Бебий пожал плечами.
— Спасти душу может каждый, тем более ты, о ком разве что песни не складывают.
— Для этого надо уверовать в распятого мошенника?
— А вот это тебя не красит, Марк. Стоит ли укорять пусть даже самого распоследнего раба, самого кровожадного разбойника в том, что он пострадал на кресте?
— Я согласен, если только потом его сообщники не начинают разносить повсюду так называемую благую весть и морочить головы людям неким таинственным воскрешением.
— Марк, я устал. У меня мало времени, чтобы вдаваться в риторические дискуссии. Я должен сообщить тебе что‑то важное.
— Говори.
— Я послан к тебе с предложением мира. Ариогез желает подтвердить обязательства, взятые на себя прежним царем, и выполнить все условия мирного соглашения, заключенного два года назад. Но это еще не все. В окружении царя квадов открыто говорят о том, что сарматы вот — вот начнут войну. Ночью, перед тем, как германцы перевезли меня через Данувий, кто‑то, невидимый во тьме, тайком шепнул мне, что сами квады начнут переправляться через три дня. Он просил предупредить тебя.
— Где?
— Не берусь утверждать, но, скорее всего, возле Карнунта.
— Но ты же утверждаешь, что Ариогез внял голосу разума? Что восторжествовала мудрость? Что он желает заключить мир.
— Нет, Марк. Я этого не утверждаю. Наоборот, считаю, это просто коварная уловка. О мире племенные вожди во главе с Ариогезом рассуждали только в моем присутствии, а между собой они называют этот мир позорным. Я не раз слышал призывы отправиться на помощь сарматам. Простые воины на сходках кричат, что не потерпят унижения.
— Интересно. Значит, говоришь, уловка. Что же Ариогез задумал на самом деле?
— Ударить тебе в спину, когда ты поспешишь на помощь двум легионам, охраняющим Аквинк.
— Какие основания заставляют тебя вынести подобное суждение?
— Количество воинов, собравшихся на той стороне и прячущихся по глухоманям, по балкам и за прибрежными холмами, превышает все, что я видел до сих пор. Они идут и идут. Кое‑кто поговаривает, что в урочище, расположенном поблизости от бурга Ариогеза, видали сарматских всадников числом в несколько тысяч. Зачем они в такой дали от своих стойбищ? Они могли бы помочь своим ниже Аквинка.

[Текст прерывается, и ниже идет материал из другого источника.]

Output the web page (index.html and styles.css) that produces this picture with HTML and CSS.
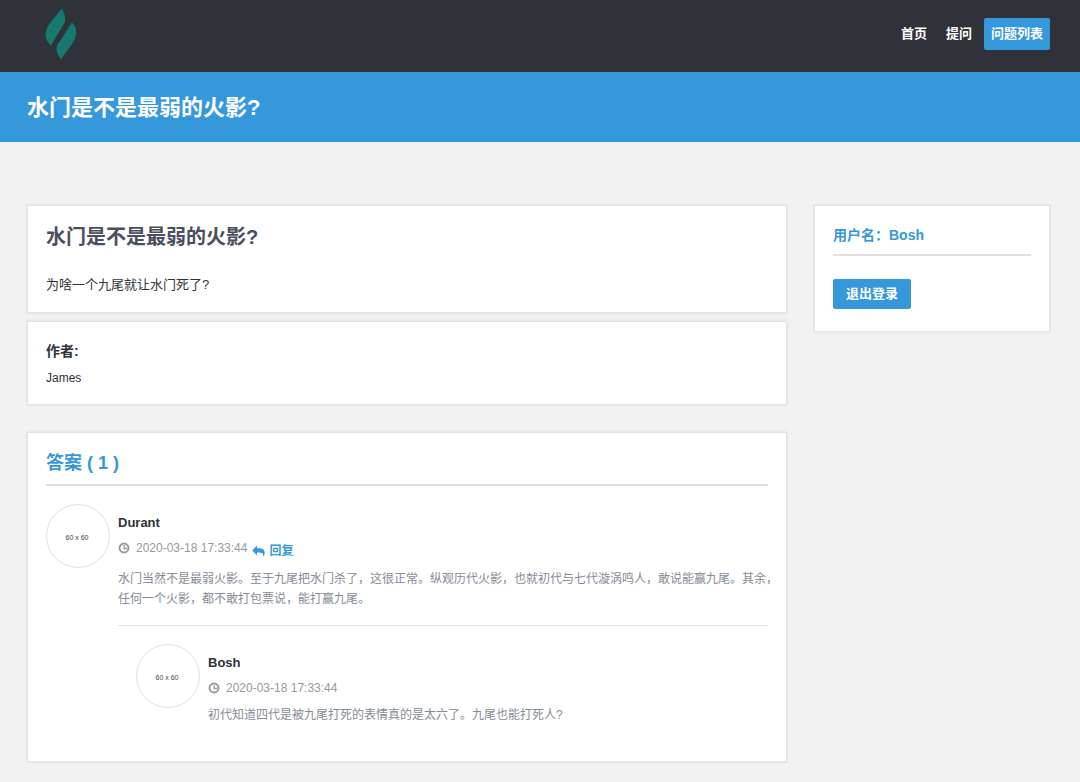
FILE: index.html
```html
<!DOCTYPE html>
<html lang="zh-CN">
<head>
<meta charset="utf-8">
<meta name="viewport" content="width=device-width, initial-scale=1">
<title>水门是不是最弱的火影?</title>
<link rel="stylesheet" href="styles.css">
</head>
<body>
<svg class="sprite" aria-hidden="true">
  <symbol id="clock" viewBox="0 0 12 12">
    <circle cx="6" cy="6" r="4.5" fill="none" stroke="currentColor" stroke-width="1.9"/>
    <path d="M6.200 3V6.500H9" fill="none" stroke="currentColor" stroke-width="1.3"/>
  </symbol>
  <symbol id="reply" viewBox="0 0 13 12">
    <path d="M5 .6v2.600h2.200c3.600 0 5.500 1.900 5.500 4.700 0 1.200-.5 2.400-1 3.200-.2.300-.6.200-.5-.2.300-2.300-.9-3.300-3.900-3.300H5v2.800L.2 5.400z" fill="currentColor"/>
  </symbol>
</svg>
<header class="header">
  <a class="logo" href="#" aria-label="首页">
    <svg viewBox="0 0 32 52" width="32" height="52" aria-hidden="true">
      <path d="M16.700 .5C19 4 21 9 20 14L6 37.500C2 34 0 30 .5 25C1 21 3 18 5 15Z" fill="#16786f"/>
      <path d="M27 14.500C30 17 31.500 21 31 26C30.500 30 29 33 27 36L16 51.500C13 48 11 43 11.700 38Z" fill="#16786f"/>
    </svg>
  </a>
  <nav class="nav">
    <a class="nav-link" href="#">首页</a>
    <a class="nav-link" href="#">提问</a>
    <a class="nav-link active" href="#">问题列表</a>
  </nav>
</header>
<div class="banner"><h1 class="banner-title">水门是不是最弱的火影?</h1></div>
<div class="page">
  <main class="main">
    <article class="card question">
      <h2 class="question-title">水门是不是最弱的火影?</h2>
      <p class="question-text">为啥一个九尾就让水门死了?</p>
    </article>
    <section class="card author">
      <h3 class="author-label">作者:</h3>
      <p class="author-name">James</p>
    </section>
    <section class="card answers">
      <h2 class="answers-title">答案 ( 1 )</h2>
      <article class="comment">
        <div class="avatar">60 x 60</div>
        <div class="comment-body">
          <h4 class="name">Durant</h4>
          <div class="meta">
            <svg class="clock"><use href="#clock"/></svg>
            <time>2020-03-18 17:33:44</time>
            <a class="reply" href="#"><svg class="reply-icon"><use href="#reply"/></svg>回复</a>
          </div>
          <p class="text">水门当然不是最弱火影。至于九尾把水门杀了，这很正常。纵观历代火影，也就初代与七代漩涡鸣人，敢说能赢九尾。其余，任何一个火影，都不敢打包票说，能打赢九尾。</p>
          <article class="comment nested">
            <div class="avatar">60 x 60</div>
            <div class="comment-body">
              <h4 class="name">Bosh</h4>
              <div class="meta">
                <svg class="clock"><use href="#clock"/></svg>
                <time>2020-03-18 17:33:44</time>
              </div>
              <p class="text">初代知道四代是被九尾打死的表情真的是太六了。九尾也能打死人?</p>
            </div>
          </article>
        </div>
      </article>
    </section>
  </main>
  <aside class="card side">
    <h2 class="side-title">用户名：Bosh</h2>
    <button class="logout" type="button">退出登录</button>
  </aside>
</div>
</body>
</html>
```
FILE: styles.css
```css
* { box-sizing: border-box; }
body {
  margin: 0;
  background: #f2f2f2;
  color: #2f3239;
  font-family: "Liberation Sans", "Noto Sans CJK SC", sans-serif;
  font-size: 12px;
  line-height: 20px;
}
h1, h2, h3, h4, p { margin: 0; }
a { text-decoration: none; }
.sprite { position: absolute; width: 0; height: 0; }

.header {
  display: flex;
  justify-content: space-between;
  align-items: flex-start;
  height: 72px;
  padding: 8px 30px 0 45px;
  background: #2f3239;
}
.logo svg { display: block; }
.nav { display: flex; gap: 5px; padding-top: 10px; }
.nav-link {
  padding: 6px 7px;
  border-radius: 2px;
  color: #fff;
  font-size: 13px;
  font-weight: bold;
}
.nav-link.active { background: #3498db; }

.banner { padding: 21px 27px 19px; background: #3498db; }
.banner-title { color: #fff; font-size: 22px; line-height: 30px; }

.page {
  display: grid;
  grid-template-columns: minmax(0, 1fr) 236px;
  align-items: start;
  gap: 27px;
  padding: 63px 30px 20px 27px;
}
.card {
  padding: 0 18px;
  background: #fff;
  border: 1px solid #e2e2e2;
  box-shadow: 0 0 3px rgba(0, 0, 0, .1);
}
.question { padding-top: 16px; padding-bottom: 17px; }
.question-title { color: #4a4f5f; font-size: 20px; line-height: 30px; }
.question-text { margin-top: 23px; font-size: 13px; }
.author { margin-top: 8px; padding-top: 18px; padding-bottom: 16px; }
.author-label { font-size: 14px; line-height: 22px; }
.author-name { margin-top: 6px; }
.answers { margin-top: 27px; padding-top: 18px; padding-bottom: 36px; }
.answers-title {
  padding-bottom: 9px;
  border-bottom: 2px solid #dedede;
  color: #3498db;
  font-size: 18px;
  line-height: 24px;
}

.comment { display: flex; gap: 8px; margin-top: 18px; }
.avatar {
  flex: none;
  display: grid;
  place-items: center;
  width: 64px;
  height: 64px;
  padding-right: 2px;
  padding-top: 3px;
  border: 1px solid #e0e0e0;
  border-radius: 50%;
  color: #444;
  font-size: 7px;
  line-height: 8px;
}
.comment-body { flex: 1; min-width: 0; padding-top: 9px; }
.name { font-size: 13px; }
.meta {
  display: flex;
  align-items: center;
  height: 20px;
  margin-top: 5px;
  color: #999;
}
.clock { width: 12px; height: 12px; margin-right: 6px; }
.reply {
  display: flex;
  align-items: center;
  gap: 4px;
  height: 20px;
  margin: 6px 0 0 5px;
  color: #3498db;
  font-weight: bold;
}
.reply-icon { width: 13px; height: 12px; }
.text { margin: 11px -12px 0 0; color: #858a96; }
.nested .text { margin-top: 7px; }
.nested {
  margin-top: 16px;
  padding: 18px 0 0 18px;
  border-top: 1px solid #e2e2e2;
}

.side { padding-top: 18px; padding-bottom: 22px; }
.side-title {
  padding-bottom: 8px;
  border-bottom: 2px solid #dedede;
  color: #3498db;
  font-size: 14px;
  line-height: 22px;
}
.logout {
  margin-top: 23px;
  padding: 5px 13px;
  border: 0;
  border-radius: 2px;
  background: #3498db;
  color: #fff;
  font: bold 13px/20px "Liberation Sans", "Noto Sans CJK SC", sans-serif;
}
```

— Так — так, — заинтересовался Марк, — вернемся к сарматам. Они в самом деле попытаются высадиться ниже Аквинка.
— Да, но это будет отвлекающий удар. Там в основном собрались конные отряды и пешие галлы. Варвары попытаются отвлечь на себя внимание главных сил и развернуть тебя тылом к Карнунту.
— Ты полагаешь, я поверю в эти сказки? — спросил Марк.

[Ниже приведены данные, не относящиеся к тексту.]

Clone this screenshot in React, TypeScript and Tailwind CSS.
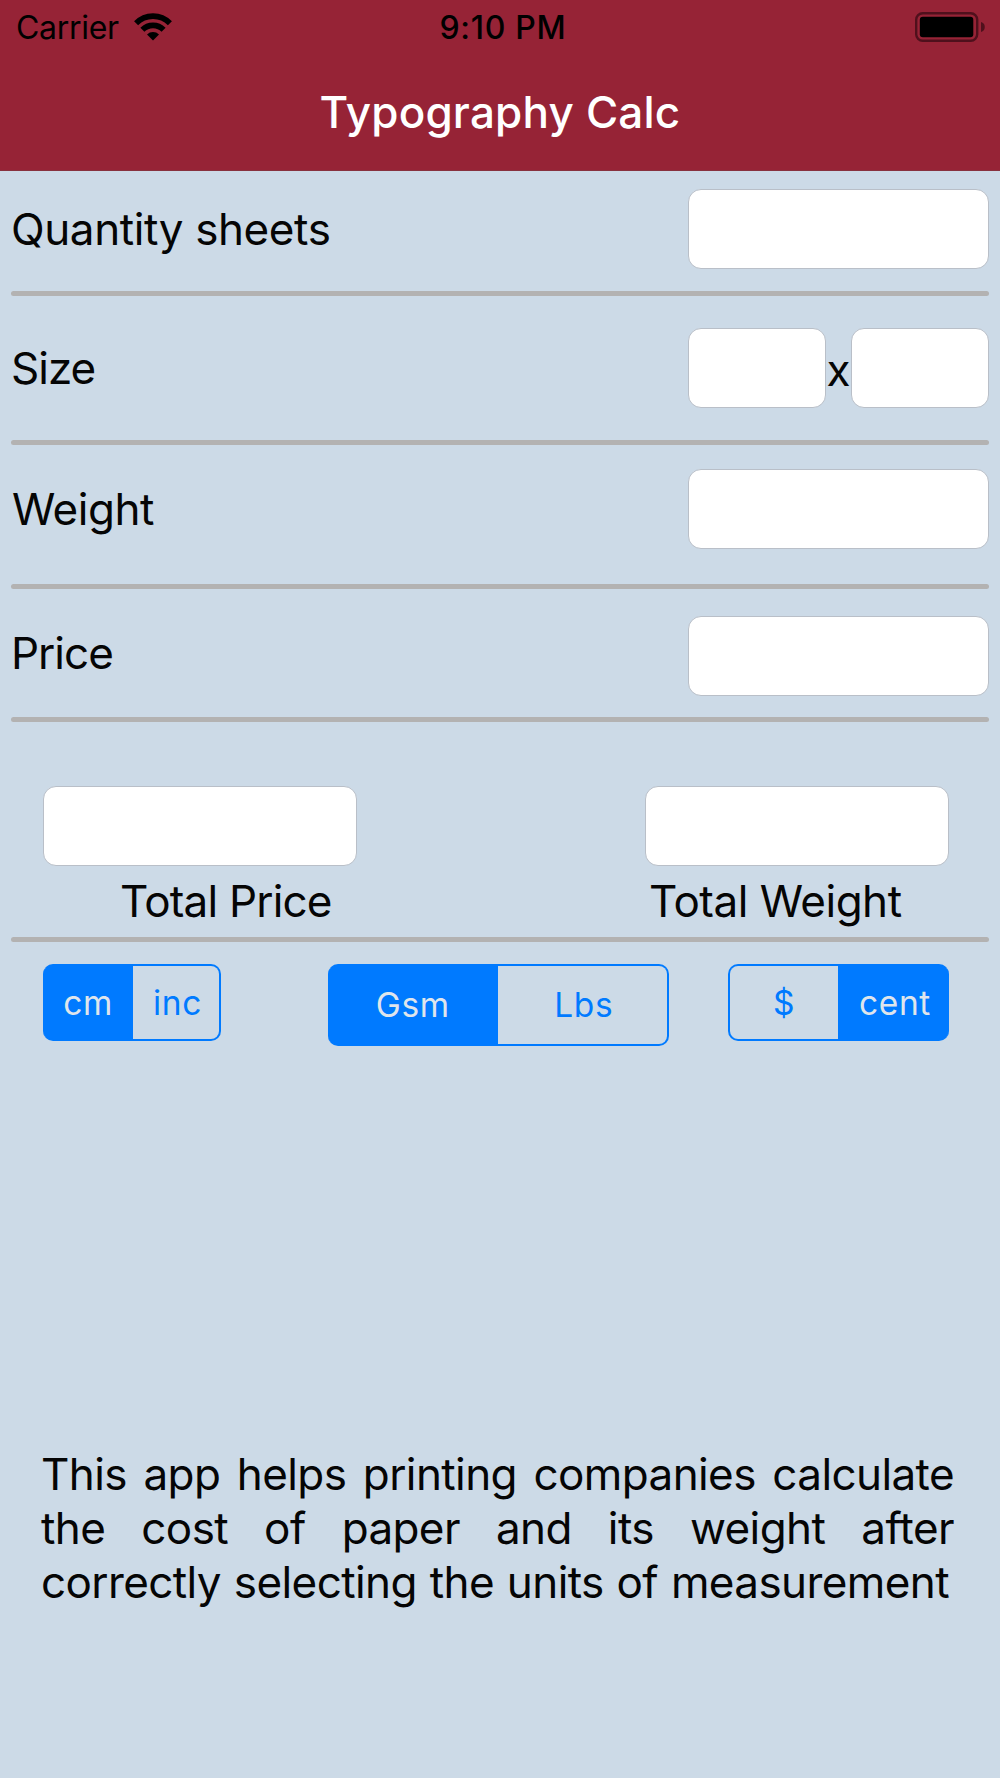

— Что тебе остается, — пожал плечами Бебий.
— Ну, у меня много возможностей развязать тебе язык и заставить говорить правду.
— Я сказал правду.
— Может быть, — согласился Марк. — В таком случае давай по порядку. Не будем спешить. Как ты попал в руки Ариогеза, почему он послал именно тебя? И обязательно расскажи, почему ты решился нарушить указания царя квадов. Только прошу, не надо пустых слов о верности Риму, любви к родине. У таких, как ты, нет родины. Вы плюете на пенатов, на родные очаги. Ваше царствие на небесах, там вы ждете утешений и радости, а здесь в бренном мире хоть трава не расти. Одним словом, все по порядку.
— Как бы ты не относился к моим словам, но я — римлянин, Марк. Я приписан к всадническому сословию. И это достаточное основание.
— Называй меня императором. Но лучше цезарем. Да, для кого‑то это достаточное основание, однако я знавал римлянина, который променял всадническое достоинство на грязные одежды нищего, а отеческих богов на глупейшее суеверие.
— Я не стану спорить с тобой, цезарь, насчет суеверия. Этот спор я проиграю, а ты, вне всякого сомнения, выиграешь. Как, впрочем, его выиграли Калигула, Нерон и Домициан. Как выиграл Веспасиан, пославший на казнь более тысячи невинных душ только за то, что они сделали свой выбор. Что касается отеческих богов, то я полагаю их идолами, и как свободный римлянин выбрал свет иной звезды, называемый истиной. Эта вера вполне достойна и пригодна для каждого человека, в том числе и для того, кто имеет всадническое достоинство. Мы, дети Рима, выжили только потому, что каждый сознательно делал свой выбор. Ведь ты с уважением относишься к выбору Гая Юлия или Октавиана Августа, а ведь они тоже посягнули на отеческих богов, на установления предков. И ты сам, цезарь, разве не выучил у Диогнета, Рустика, Аполлония, что существует единый логос, единое первоначало.